# [To do]
Scan the lines below; pull out those with "screenshot".

------ Record extracts ------

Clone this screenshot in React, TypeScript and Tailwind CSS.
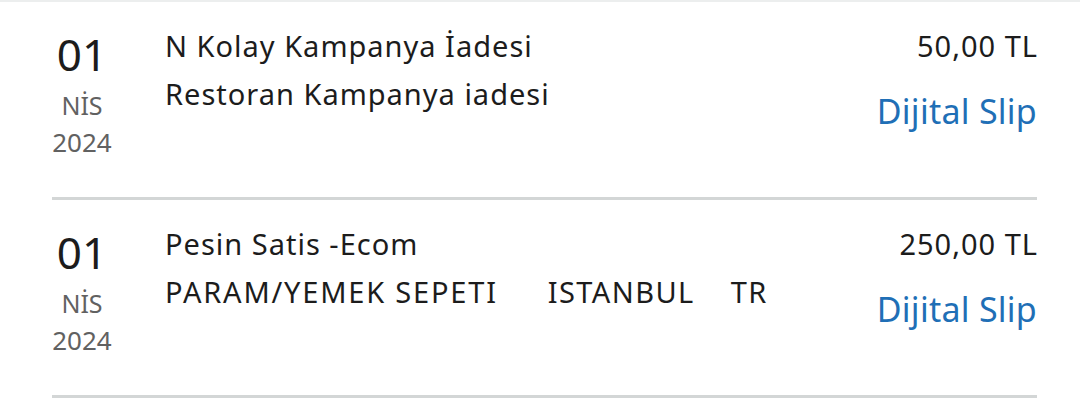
import React from "react";

type Row = {
  day: string;
  month: string;
  year: string;
  title: string;
  sub: React.ReactNode;
  amount: string;
};

const rows: Row[] = [
  {
    day: "01",
    month: "NİS",
    year: "2024",
    title: "N Kolay Kampanya İadesi",
    sub: <span>Restoran Kampanya iadesi</span>,
    amount: "50,00 TL",
  },
  {
    day: "01",
    month: "NİS",
    year: "2024",
    title: "Pesin Satis -Ecom",
    sub: (
      <span className="flex">
        <span className="tracking-[1.8px]">PARAM/YEMEK SEPETI</span>
        <span className="ml-[50px] tracking-[1.4px]">ISTANBUL</span>
        <span className="ml-[36px] tracking-[1.4px]">TR</span>
      </span>
    ),
    amount: "250,00 TL",
  },
];

export default function App() {
  return (
    <div
      className="w-[1080px] h-[402px] bg-white border-t-2 border-[#eceeee] overflow-hidden"
      style={{ fontFamily: '"Noto Sans", "Open Sans", sans-serif' }}
    >
      <div className="pl-[52px] pr-[43px]">
        {rows.map((r, i) => (
          <div
            key={i}
            className="flex h-[198px] border-b-[3px] border-[#d3d6d6]"
          >
            <div className="w-[60px] flex flex-col items-center pt-[30px] text-center">
              <div className="text-[44px] leading-[44px] text-[#1c1c1c]">{r.day}</div>
              <div className="mt-[17px] text-[25px] leading-[25px] text-[#616161]">{r.month}</div>
              <div className="mt-[11px] text-[26px] leading-[26px] text-[#616161]">{r.year}</div>
            </div>
            <div className="ml-[53px] flex-1 pt-[20px] text-[29px] leading-[48px] tracking-[1px] text-[#1c1c1c]">
              <div>{r.title}</div>
              <div>{r.sub}</div>
            </div>
            <div className="flex flex-col items-end pt-[20px]">
              <div className="text-[29px] leading-[48px] tracking-[1px] mr-[-1px] text-[#1c1c1c]">{r.amount}</div>
              <div className="mt-[17px] text-[34px] leading-[48px] tracking-[0.25px] text-[#1f6fb6]">Dijital Slip</div>
            </div>
          </div>
        ))}
      </div>
    </div>
  );
}
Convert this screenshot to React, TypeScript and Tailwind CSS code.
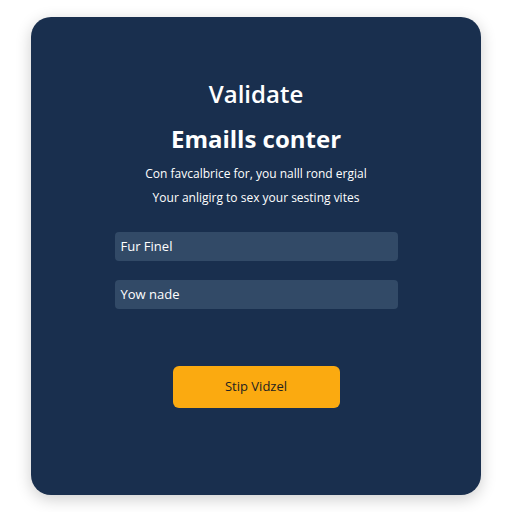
export default function App() {
  return (
    <div className="w-[512px] h-[512px] bg-white px-[31px] pt-[17px] pb-[17px] font-['Open_Sans',sans-serif]">
      <div className="h-[478px] rounded-[20px] bg-[#192f4e] shadow-[0_4px_16px_rgba(0,0,0,0.2)] flex flex-col items-center pt-[61px]">
        <h1 className="text-white text-[24px] font-semibold leading-[32px]">Validate</h1>
        <h2 className="text-white text-[24px] font-bold leading-[32px] mt-[13px]">Emaills conter</h2>
        <p className="text-white text-[12px] leading-[18px] mt-[10px]">Con favcalbrice for, you nalll rond ergial</p>
        <p className="text-white text-[12px] leading-[18px] mt-[6px]">Your anligirg to sex your sesting vites</p>
        <div className="flex flex-col gap-[19px] mt-[25px] w-[283px]">
          <div className="h-[29px] rounded-[4px] bg-[#324a67] px-[6px] flex items-center text-white text-[13px] font-medium">Fur Finel</div>
          <div className="h-[29px] rounded-[4px] bg-[#324a67] px-[6px] flex items-center text-white text-[13px] font-medium">Yow nade</div>
        </div>
        <button className="mt-[57px] w-[167px] h-[42px] rounded-[6px] bg-[#fbaa10] text-[#222] text-[13px] font-medium">Stip Vidzel</button>
      </div>
    </div>
  );
}
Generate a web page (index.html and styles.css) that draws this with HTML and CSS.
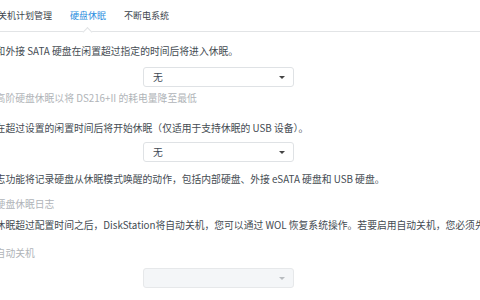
FILE: index.html
```html
<!DOCTYPE html>
<html lang="zh-CN">
<head>
    <meta charset="UTF-8">
    <title>硬盘休眠</title>
    <link rel="stylesheet" href="styles.css">
</head>
<body>
    <div class="tabs">
        <div class="tab">开关机计划管理</div>
        <div class="tab active">硬盘休眠</div>
        <div class="tab">不断电系统</div>
    </div>
    <div class="panel">
        <div class="row text t1">内部和外接 SATA 硬盘在闲置超过指定的时间后将进入休眠。</div>
        <div class="row field f1"><div class="select"><span>无</span><i class="caret"></i></div></div>
        <div class="row text muted m1">启用高阶硬盘休眠以将 DS216+II 的耗电量降至最低</div>
        <div class="row text t2">硬盘在超过设置的闲置时间后将开始休眠（仅适用于支持休眠的 USB 设备）。</div>
        <div class="row field f2"><div class="select"><span>无</span><i class="caret"></i></div></div>
        <div class="row text t3">此日志功能将记录硬盘从休眠模式唤醒的动作，包括内部硬盘、外接 eSATA 硬盘和 USB 硬盘。</div>
        <div class="row text muted m2">启用硬盘休眠日志</div>
        <div class="row text t4">硬盘休眠超过配置时间之后，DiskStation将自动关机，您可以通过 WOL 恢复系统操作。若要启用自动关机，您必须先启用</div>
        <div class="row text muted m3">启用自动关机</div>
        <div class="row field f3"><div class="select disabled"><span></span><i class="caret"></i></div></div>
    </div>
</body>
</html>
```

FILE: styles.css
```css
body {
    margin: 0;
    background: #fff;
    font-family: "Noto Sans CJK SC", "Noto Sans", sans-serif;
    font-size: 9.8px;
    color: #444b52;
    overflow: hidden;
}
.tabs {
    display: flex;
    height: 31px;
    align-items: center;
    border-bottom: 1px solid #e2e4e6;
    margin-left: -20px;
    font-size: 9px;
}
.tab {
    padding: 0 9px;
    color: #3c444c;
}
.tab.active {
    color: #2d8ee0;
    position: relative;
    align-self: stretch;
    display: flex;
    align-items: center;
}
.tab.active::after {
    content: "";
    position: absolute;
    left: 50%;
    bottom: -1px;
    width: 6px;
    height: 6px;
    margin-left: -4px;
    background: #fff;
    border-left: 1px solid #e2e4e6;
    border-top: 1px solid #e2e4e6;
    transform: translateY(50%) rotate(45deg);
}
.panel {
    margin-left: -24px;
    white-space: nowrap;
}
.row {
    line-height: 14px;
}
.muted {
    color: #b0b4b8;
}
.t1 { margin-top: 12px; }
.f1 { margin-top: 9px; }
.m1 { margin-top: 4px; }
.t2 { margin-top: 16px; }
.f2 { margin-top: 7px; }
.t3 { margin-top: 10px; }
.m2 { margin-top: 11px; }
.t4 { margin-top: 7px; }
.m3 { margin-top: 14px; }
.f3 { margin-top: 8px; }
.field {
    padding-left: 167px;
}
.select {
    width: 132px;
    height: 18px;
    border: 1px solid #dfe2e5;
    border-radius: 3px;
    display: flex;
    align-items: center;
    justify-content: space-between;
    padding: 0 8px 0 9px;
    color: #404a54;
}
.caret {
    width: 0;
    height: 0;
    border-left: 3px solid transparent;
    border-right: 3px solid transparent;
    border-top: 3px solid #444;
}
.select.disabled {
    background: #f4f6f8;
    border-color: #e6e8ea;
}
.select.disabled .caret {
    border-top-color: #b8bcc0;
}
```
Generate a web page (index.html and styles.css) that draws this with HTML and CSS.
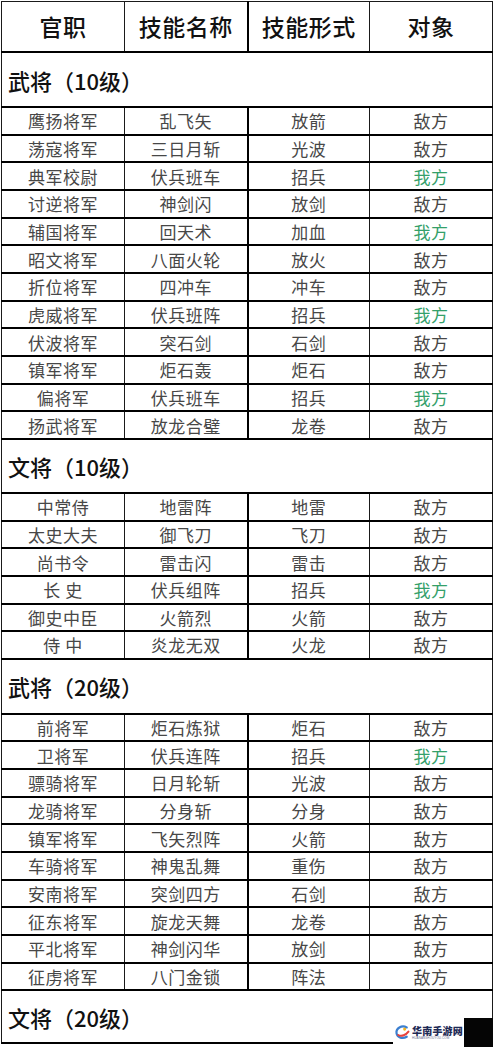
FILE: index.html
```html
<!DOCTYPE html>
<html lang="zh-CN">
<head>
<meta charset="utf-8">
<link rel="stylesheet" href="styles.css">
</head>
<body>
<div class="page">
<table class="skills">
<colgroup><col class="c1"><col class="c2"><col class="c3"><col class="c4"></colgroup>
<tbody>
<tr class="head"><td>官职</td><td>技能名称</td><td class="mid">技能形式</td><td>对象</td></tr>

<tr class="sec"><td colspan="4">武将（10级）</td></tr>
<tr class="row"><td>鹰扬将军</td><td>乱飞矢</td><td class="mid">放箭</td><td>敌方</td></tr>
<tr class="row"><td>荡寇将军</td><td>三日月斩</td><td class="mid">光波</td><td>敌方</td></tr>
<tr class="row"><td>典军校尉</td><td>伏兵班车</td><td class="mid">招兵</td><td class="ally">我方</td></tr>
<tr class="row"><td>讨逆将军</td><td>神剑闪</td><td class="mid">放剑</td><td>敌方</td></tr>
<tr class="row"><td>辅国将军</td><td>回天术</td><td class="mid">加血</td><td class="ally">我方</td></tr>
<tr class="row"><td>昭文将军</td><td>八面火轮</td><td class="mid">放火</td><td>敌方</td></tr>
<tr class="row"><td>折位将军</td><td>四冲车</td><td class="mid">冲车</td><td>敌方</td></tr>
<tr class="row"><td>虎威将军</td><td>伏兵班阵</td><td class="mid">招兵</td><td class="ally">我方</td></tr>
<tr class="row"><td>伏波将军</td><td>突石剑</td><td class="mid">石剑</td><td>敌方</td></tr>
<tr class="row"><td>镇军将军</td><td>炬石轰</td><td class="mid">炬石</td><td>敌方</td></tr>
<tr class="row"><td>偏将军</td><td>伏兵班车</td><td class="mid">招兵</td><td class="ally">我方</td></tr>
<tr class="row"><td>扬武将军</td><td>放龙合璧</td><td class="mid">龙卷</td><td>敌方</td></tr>

<tr class="sec sec2"><td colspan="4">文将（10级）</td></tr>
<tr class="row"><td>中常侍</td><td>地雷阵</td><td class="mid">地雷</td><td>敌方</td></tr>
<tr class="row"><td>太史大夫</td><td>御飞刀</td><td class="mid">飞刀</td><td>敌方</td></tr>
<tr class="row"><td>尚书令</td><td>雷击闪</td><td class="mid">雷击</td><td>敌方</td></tr>
<tr class="row"><td>长 史</td><td>伏兵组阵</td><td class="mid">招兵</td><td class="ally">我方</td></tr>
<tr class="row"><td>御史中臣</td><td>火箭烈</td><td class="mid">火箭</td><td>敌方</td></tr>
<tr class="row"><td>侍 中</td><td>炎龙无双</td><td class="mid">火龙</td><td>敌方</td></tr>

<tr class="sec"><td colspan="4">武将（20级）</td></tr>
<tr class="row"><td>前将军</td><td>炬石炼狱</td><td class="mid">炬石</td><td>敌方</td></tr>
<tr class="row"><td>卫将军</td><td>伏兵连阵</td><td class="mid">招兵</td><td class="ally">我方</td></tr>
<tr class="row"><td>骠骑将军</td><td>日月轮斩</td><td class="mid">光波</td><td>敌方</td></tr>
<tr class="row"><td>龙骑将军</td><td>分身斩</td><td class="mid">分身</td><td>敌方</td></tr>
<tr class="row"><td>镇军将军</td><td>飞矢烈阵</td><td class="mid">火箭</td><td>敌方</td></tr>
<tr class="row"><td>车骑将军</td><td>神鬼乱舞</td><td class="mid">重伤</td><td>敌方</td></tr>
<tr class="row"><td>安南将军</td><td>突剑四方</td><td class="mid">石剑</td><td>敌方</td></tr>
<tr class="row"><td>征东将军</td><td>旋龙天舞</td><td class="mid">龙卷</td><td>敌方</td></tr>
<tr class="row"><td>平北将军</td><td>神剑闪华</td><td class="mid">放剑</td><td>敌方</td></tr>
<tr class="row"><td>征虏将军</td><td>八门金锁</td><td class="mid">阵法</td><td>敌方</td></tr>

<tr class="sec sec4"><td colspan="4">文将（20级）</td></tr>
</tbody>
</table>

<div class="watermark">
  <svg class="wm-logo" viewBox="0 0 20 20" width="17" height="17">
    <path d="M15 4 C9 1 2 5 3 11 C4 16 10 18 15 15" fill="none" stroke="#3b7fd0" stroke-width="2.6" stroke-linecap="round"/>
    <path d="M5 13 C9 15 14 13 17 9" fill="none" stroke="#e8423c" stroke-width="2.4" stroke-linecap="round"/>
    <circle cx="12.5" cy="6" r="1.8" fill="#f2b21c"/>
  </svg>
  <div class="wm-text">
    <span class="wm-name">华南手游网</span>
    <span class="wm-sub">HUANANSHOUYOU.COM</span>
  </div>
</div>
<div class="wm-dark"></div>
</div>
</body>
</html>
```

FILE: styles.css
```css
html, body {
  margin: 0;
  padding: 0;
  background: #ffffff;
}

.page {
  position: relative;
  width: 493px;
  height: 1047px;
  overflow: hidden;
  padding: 1px 1px 0 1px;
  box-sizing: border-box;
}

.skills {
  width: 491px;
  border-collapse: collapse;
  table-layout: fixed;
  font-family: "Noto Sans CJK SC", "Noto Sans", sans-serif;
}

.c1 { width: 123px; }
.c2 { width: 123px; }
.c3 { width: 122px; }
.c4 { width: 123px; }

.skills td {
  border: 1px solid #1a1a1a;
  border-top: 2px solid #000;
  border-bottom: 2px solid #000;
  text-align: center;
  vertical-align: middle;
  padding: 0;
  color: #474747;
  font-size: 17px;
  line-height: 1;
  letter-spacing: 0.5px;
}

.skills td.mid {
  border-left: 2px solid #000;
}

.skills .head td {
  height: 49px;
  font-size: 23px;
  font-weight: 500;
  color: #111;
  letter-spacing: 0.5px;
  border-top: 1px solid #1a1a1a;
}

.skills .sec td {
  height: 53px;
  text-align: left;
  padding-left: 6px;
  font-size: 22px;
  font-weight: 500;
  color: #111;
  letter-spacing: 0;
  border-left: 1px solid #1a1a1a;
  border-right: 1px solid #1a1a1a;
}

.skills .sec2 td {
  height: 52px;
}

.skills .sec4 td {
  height: 51px;
}

.skills .row td {
  height: 25.67px;
}

.skills td.ally {
  color: #34a06a;
}

.watermark {
  position: absolute;
  left: 393px;
  top: 1017px;
  width: 71px;
  height: 30px;
  background: #ffffff;
  display: flex;
  align-items: center;
  gap: 1px;
  padding-left: 1px;
  box-sizing: border-box;
}

.wm-logo {
  flex: none;
}

.wm-text {
  display: flex;
  flex-direction: column;
  align-items: flex-start;
  font-family: "Noto Sans CJK SC", sans-serif;
}

.wm-name {
  font-size: 10px;
  font-weight: 900;
  color: #1e2a55;
  line-height: 11px;
  letter-spacing: 0.2px;
}

.wm-sub {
  font-size: 3px;
  color: #6a7090;
  line-height: 4px;
  font-family: "Liberation Sans", sans-serif;
  letter-spacing: 0.1px;
}

.wm-dark {
  position: absolute;
  left: 464px;
  top: 1018px;
  width: 29px;
  height: 29px;
  background: #050505;
}
```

------

# [Written answer]
Clone this screenshot in React, TypeScript and Tailwind CSS.
Convert this screenshot to React, TypeScript and Tailwind CSS code.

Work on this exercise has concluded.